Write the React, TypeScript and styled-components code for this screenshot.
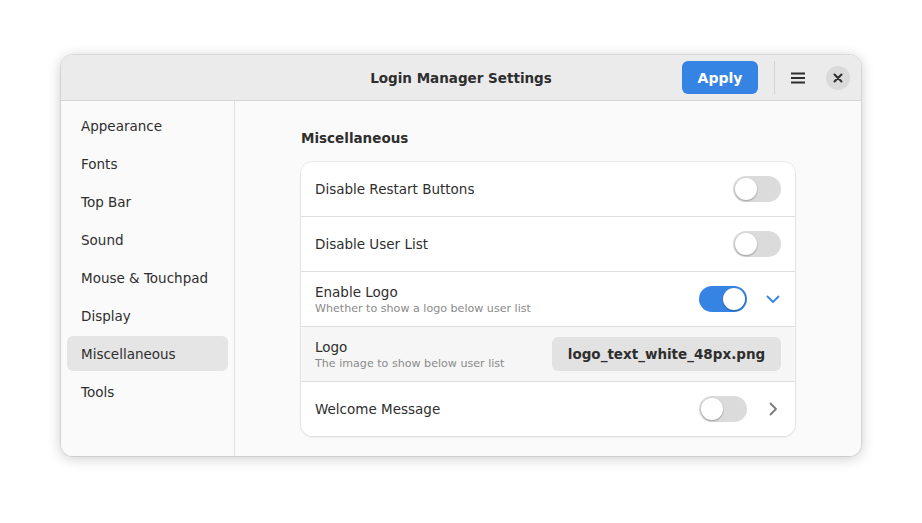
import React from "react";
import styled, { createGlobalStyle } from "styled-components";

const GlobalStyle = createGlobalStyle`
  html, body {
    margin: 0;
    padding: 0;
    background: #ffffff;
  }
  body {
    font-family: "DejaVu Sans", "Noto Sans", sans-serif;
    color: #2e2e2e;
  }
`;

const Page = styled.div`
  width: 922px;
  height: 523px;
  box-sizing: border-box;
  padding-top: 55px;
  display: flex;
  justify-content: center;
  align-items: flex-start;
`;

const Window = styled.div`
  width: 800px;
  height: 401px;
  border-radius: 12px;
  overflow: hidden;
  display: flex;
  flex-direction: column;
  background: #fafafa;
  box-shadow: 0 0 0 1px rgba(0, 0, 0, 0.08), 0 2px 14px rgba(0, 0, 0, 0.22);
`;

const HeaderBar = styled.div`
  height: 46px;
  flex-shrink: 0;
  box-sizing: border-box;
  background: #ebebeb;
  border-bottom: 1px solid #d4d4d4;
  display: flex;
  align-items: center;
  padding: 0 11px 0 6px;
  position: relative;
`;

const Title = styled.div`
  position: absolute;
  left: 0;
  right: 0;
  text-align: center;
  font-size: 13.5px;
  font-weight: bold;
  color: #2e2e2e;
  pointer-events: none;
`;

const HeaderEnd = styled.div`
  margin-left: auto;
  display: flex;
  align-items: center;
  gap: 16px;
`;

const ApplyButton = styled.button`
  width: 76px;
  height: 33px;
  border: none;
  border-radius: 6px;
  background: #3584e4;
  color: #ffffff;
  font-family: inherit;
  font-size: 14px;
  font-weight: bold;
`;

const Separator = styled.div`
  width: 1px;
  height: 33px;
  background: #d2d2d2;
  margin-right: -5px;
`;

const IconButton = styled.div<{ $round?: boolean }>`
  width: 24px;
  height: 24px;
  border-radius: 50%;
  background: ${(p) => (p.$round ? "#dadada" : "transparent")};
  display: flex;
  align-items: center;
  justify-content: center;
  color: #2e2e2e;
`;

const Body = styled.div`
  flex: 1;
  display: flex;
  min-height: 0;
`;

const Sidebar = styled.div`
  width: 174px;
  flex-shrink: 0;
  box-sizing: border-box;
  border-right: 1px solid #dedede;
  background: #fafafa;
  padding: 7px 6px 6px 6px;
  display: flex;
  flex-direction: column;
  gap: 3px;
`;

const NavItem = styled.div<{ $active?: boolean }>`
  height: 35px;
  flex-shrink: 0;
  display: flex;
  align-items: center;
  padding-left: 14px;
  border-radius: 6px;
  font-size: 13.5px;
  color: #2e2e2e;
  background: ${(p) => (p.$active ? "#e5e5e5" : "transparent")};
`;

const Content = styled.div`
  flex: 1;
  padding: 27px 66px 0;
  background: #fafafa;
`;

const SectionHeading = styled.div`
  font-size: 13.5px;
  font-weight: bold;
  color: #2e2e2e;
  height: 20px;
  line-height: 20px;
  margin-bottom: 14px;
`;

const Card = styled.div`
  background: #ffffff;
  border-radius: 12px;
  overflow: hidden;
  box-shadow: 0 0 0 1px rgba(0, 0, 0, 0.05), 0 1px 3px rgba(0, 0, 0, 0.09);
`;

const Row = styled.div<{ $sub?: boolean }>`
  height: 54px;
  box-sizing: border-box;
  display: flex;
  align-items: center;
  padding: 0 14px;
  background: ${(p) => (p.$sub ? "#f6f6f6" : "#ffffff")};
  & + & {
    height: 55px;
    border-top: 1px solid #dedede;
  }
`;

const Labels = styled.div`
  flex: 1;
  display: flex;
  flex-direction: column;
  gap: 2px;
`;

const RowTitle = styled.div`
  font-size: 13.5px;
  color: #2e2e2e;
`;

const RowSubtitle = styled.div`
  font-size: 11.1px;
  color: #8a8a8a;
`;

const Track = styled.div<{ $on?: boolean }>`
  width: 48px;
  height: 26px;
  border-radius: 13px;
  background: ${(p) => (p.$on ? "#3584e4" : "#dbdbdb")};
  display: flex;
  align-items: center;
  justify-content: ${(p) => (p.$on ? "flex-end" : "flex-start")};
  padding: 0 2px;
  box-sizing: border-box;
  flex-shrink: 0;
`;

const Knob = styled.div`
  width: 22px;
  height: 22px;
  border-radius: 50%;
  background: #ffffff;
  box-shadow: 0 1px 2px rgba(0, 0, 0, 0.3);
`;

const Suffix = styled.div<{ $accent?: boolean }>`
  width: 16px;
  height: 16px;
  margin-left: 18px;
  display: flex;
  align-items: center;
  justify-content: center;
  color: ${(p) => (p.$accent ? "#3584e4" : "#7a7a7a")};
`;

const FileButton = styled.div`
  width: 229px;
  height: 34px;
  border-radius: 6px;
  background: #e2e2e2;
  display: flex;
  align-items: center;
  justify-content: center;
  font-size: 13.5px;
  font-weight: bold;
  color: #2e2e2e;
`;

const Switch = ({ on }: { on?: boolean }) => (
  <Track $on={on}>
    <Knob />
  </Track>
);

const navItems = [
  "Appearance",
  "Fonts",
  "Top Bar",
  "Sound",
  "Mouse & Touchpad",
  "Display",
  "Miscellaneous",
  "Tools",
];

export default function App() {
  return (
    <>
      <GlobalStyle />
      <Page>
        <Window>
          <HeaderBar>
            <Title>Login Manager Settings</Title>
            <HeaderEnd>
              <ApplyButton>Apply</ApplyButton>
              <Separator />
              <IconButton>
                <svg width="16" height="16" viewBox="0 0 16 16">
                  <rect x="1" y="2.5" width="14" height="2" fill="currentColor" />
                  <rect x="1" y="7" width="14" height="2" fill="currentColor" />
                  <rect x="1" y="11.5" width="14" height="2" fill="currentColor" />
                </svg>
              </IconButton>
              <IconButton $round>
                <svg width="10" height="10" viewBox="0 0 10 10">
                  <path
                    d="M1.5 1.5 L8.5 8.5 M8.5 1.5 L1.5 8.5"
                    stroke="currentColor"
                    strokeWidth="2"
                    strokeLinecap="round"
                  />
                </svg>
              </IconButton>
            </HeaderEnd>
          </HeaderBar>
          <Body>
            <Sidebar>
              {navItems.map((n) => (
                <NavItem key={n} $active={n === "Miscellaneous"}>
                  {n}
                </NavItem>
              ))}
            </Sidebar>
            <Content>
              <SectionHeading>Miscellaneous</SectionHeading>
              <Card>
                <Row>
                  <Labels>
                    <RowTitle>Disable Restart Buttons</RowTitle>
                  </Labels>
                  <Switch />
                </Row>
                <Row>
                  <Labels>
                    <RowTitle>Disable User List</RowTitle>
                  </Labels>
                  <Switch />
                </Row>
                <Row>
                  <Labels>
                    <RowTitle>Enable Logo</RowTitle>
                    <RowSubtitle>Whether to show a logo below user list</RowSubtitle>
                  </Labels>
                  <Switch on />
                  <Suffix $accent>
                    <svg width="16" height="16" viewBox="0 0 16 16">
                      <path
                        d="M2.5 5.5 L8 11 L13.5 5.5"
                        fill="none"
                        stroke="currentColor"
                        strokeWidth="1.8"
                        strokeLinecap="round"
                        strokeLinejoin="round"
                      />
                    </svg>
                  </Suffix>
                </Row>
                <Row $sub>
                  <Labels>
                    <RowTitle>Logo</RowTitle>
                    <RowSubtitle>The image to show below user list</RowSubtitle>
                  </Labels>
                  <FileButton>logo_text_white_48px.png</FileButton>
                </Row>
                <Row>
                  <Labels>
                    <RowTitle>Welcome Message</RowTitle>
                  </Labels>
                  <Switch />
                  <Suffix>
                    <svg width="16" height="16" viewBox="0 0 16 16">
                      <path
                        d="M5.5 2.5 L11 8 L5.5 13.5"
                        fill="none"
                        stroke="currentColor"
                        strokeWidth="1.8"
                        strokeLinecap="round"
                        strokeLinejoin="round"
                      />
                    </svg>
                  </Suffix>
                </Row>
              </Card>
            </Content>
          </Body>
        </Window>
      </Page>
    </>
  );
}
■ ■ ■ ■
EXERCISE = Tally the lines in this data that hold the word "React" and state only the count.

ANSWER FOR THIS EXERCISE = 2